Voltage and electric fields are intimately related in the context of electric circuits and electrostatics. The relationship between them is described by one of the fundamental equations in electromagnetism known as Gauss's law for electrostatics.
Electric Field (E):
An electric field is a vector field that exists around electric charges. When a positive charge is placed in space, it creates an electric field that points away from it. Similarly, when a negative charge is placed, the electric field points toward it. The electric field strength (E) at any point in space is defined as the force (F) experienced by a positive test charge (q) placed at that point, divided by the magnitude of the test charge:
Electric Field (E) = Force (F) / Test Charge (q)
The unit of electric field is volts per meter (V/m).

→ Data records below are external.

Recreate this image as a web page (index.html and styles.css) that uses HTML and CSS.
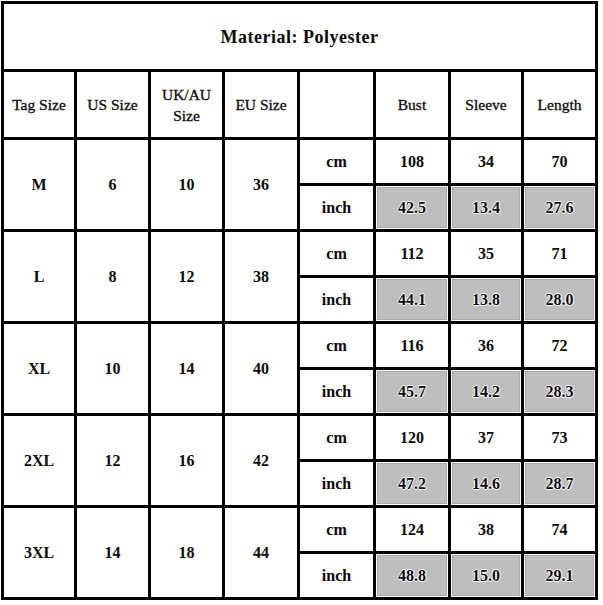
FILE: index.html
```html
<!DOCTYPE html>
<html lang="en">
<head>
<meta charset="utf-8">
<title>Size chart</title>
<link rel="stylesheet" href="styles.css">
</head>
<body>
<div class="page">
  <div class="sheet">
    <div class="cell title">Material: Polyester</div>

    <div class="cell head">Tag Size</div>
    <div class="cell head">US Size</div>
    <div class="cell head">UK/AU<br>Size</div>
    <div class="cell head">EU Size</div>
    <div class="cell head"></div>
    <div class="cell head">Bust</div>
    <div class="cell head">Sleeve</div>
    <div class="cell head">Length</div>

    <div class="cell span b">M</div>
    <div class="cell span b">6</div>
    <div class="cell span b">10</div>
    <div class="cell span b">36</div>
    <div class="cell b">cm</div>
    <div class="cell b">108</div>
    <div class="cell b">34</div>
    <div class="cell b">70</div>
    <div class="cell b">inch</div>
    <div class="cell g"><span class="fill">42.5</span></div>
    <div class="cell g"><span class="fill">13.4</span></div>
    <div class="cell g"><span class="fill">27.6</span></div>

    <div class="cell span b">L</div>
    <div class="cell span b">8</div>
    <div class="cell span b">12</div>
    <div class="cell span b">38</div>
    <div class="cell b">cm</div>
    <div class="cell b">112</div>
    <div class="cell b">35</div>
    <div class="cell b">71</div>
    <div class="cell b">inch</div>
    <div class="cell g"><span class="fill">44.1</span></div>
    <div class="cell g"><span class="fill">13.8</span></div>
    <div class="cell g"><span class="fill">28.0</span></div>

    <div class="cell span b">XL</div>
    <div class="cell span b">10</div>
    <div class="cell span b">14</div>
    <div class="cell span b">40</div>
    <div class="cell b">cm</div>
    <div class="cell b">116</div>
    <div class="cell b">36</div>
    <div class="cell b">72</div>
    <div class="cell b">inch</div>
    <div class="cell g"><span class="fill">45.7</span></div>
    <div class="cell g"><span class="fill">14.2</span></div>
    <div class="cell g"><span class="fill">28.3</span></div>

    <div class="cell span b">2XL</div>
    <div class="cell span b">12</div>
    <div class="cell span b">16</div>
    <div class="cell span b">42</div>
    <div class="cell b">cm</div>
    <div class="cell b">120</div>
    <div class="cell b">37</div>
    <div class="cell b">73</div>
    <div class="cell b">inch</div>
    <div class="cell g"><span class="fill">47.2</span></div>
    <div class="cell g"><span class="fill">14.6</span></div>
    <div class="cell g"><span class="fill">28.7</span></div>

    <div class="cell span b">3XL</div>
    <div class="cell span b">14</div>
    <div class="cell span b">18</div>
    <div class="cell span b">44</div>
    <div class="cell b">cm</div>
    <div class="cell b">124</div>
    <div class="cell b">38</div>
    <div class="cell b">74</div>
    <div class="cell b">inch</div>
    <div class="cell g"><span class="fill">48.8</span></div>
    <div class="cell g"><span class="fill">15.0</span></div>
    <div class="cell g"><span class="fill">29.1</span></div>
  </div>
</div>
</body>
</html>
```
FILE: styles.css
```css
html, body {
  margin: 0;
  padding: 0;
  background: #fff;
}

.page {
  padding: 1px 0 0 1px;
}

.sheet {
  display: grid;
  grid-template-columns: 70px 71px 71px 72px 73px 72px 70px 71px;
  grid-template-rows: 65px 65px repeat(10, 43px);
  gap: 3px;
  padding: 3px;
  background: #000;
  width: max-content;
  font-family: "Liberation Serif", "Times New Roman", serif;
  color: #0a0a0a;
}

.cell {
  background: #fff;
  display: flex;
  align-items: center;
  justify-content: center;
  text-align: center;
  font-size: 15px;
}

.title {
  grid-column: 1 / -1;
  font-size: 18px;
  font-weight: bold;
  letter-spacing: 0.5px;
  padding-top: 1px;
}

.head {
  font-size: 15.5px;
  line-height: 21px;
  -webkit-text-stroke: 0.3px #0a0a0a;
}

.span {
  grid-row: span 2;
}

.b {
  font-weight: bold;
  font-size: 16px;
}

.g {
  padding: 1px;
}

.fill {
  flex: 1;
  align-self: stretch;
  display: flex;
  align-items: center;
  justify-content: center;
  background: #bebebe;
  border: 1px dotted #9a9a9a;
  font-weight: bold;
  font-size: 16px;
  text-shadow: 1px 0 0 #fff, -1px 0 0 #fff, 0 1px 0 #fff, 0 -1px 0 #fff;
}
```
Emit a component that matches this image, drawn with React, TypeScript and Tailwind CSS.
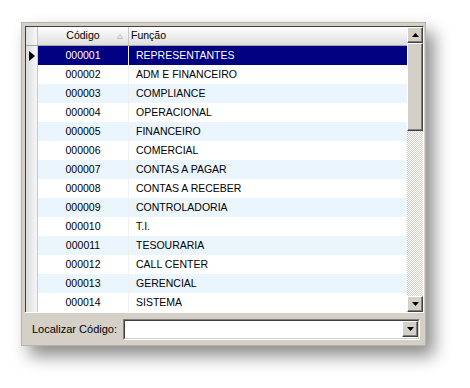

Voltage, also known as electric potential difference, is a measure of the energy required to move an electric charge between two points in an electric field. It is often referred to as the "electrical pressure" that drives charges in a circuit. Voltage is measured in volts (V).
The voltage (V) between two points A and B in an electric field is equal to the work done (W) in moving a charge (q) from point A to point B, divided by the magnitude of the charge:
Voltage (V) = Work done (W) / Charge (q)
The relationship between voltage and electric field is described by the integral form of Gauss's law for electrostatics:
∮E · dA = (1/ε₀) * Q
∮E · dA represents the closed surface integral of the electric field over an enclosed surface (A).
ε₀ (epsilon naught) is the vacuum permittivity, a fundamental constant in electromagnetism.
Q is the total charge enclosed by the surface.
In simpler terms, the integral of the electric field over a closed surface is equal to the total charge enclosed divided by the vacuum permittivity. This equation shows how the distribution of charges creates an electric field in space.
In summary, voltage and electric fields are related through the concept of work done in moving charges in an electric field. The electric field creates a potential difference (voltage) that causes charges to move and establish current flow in electric circuits.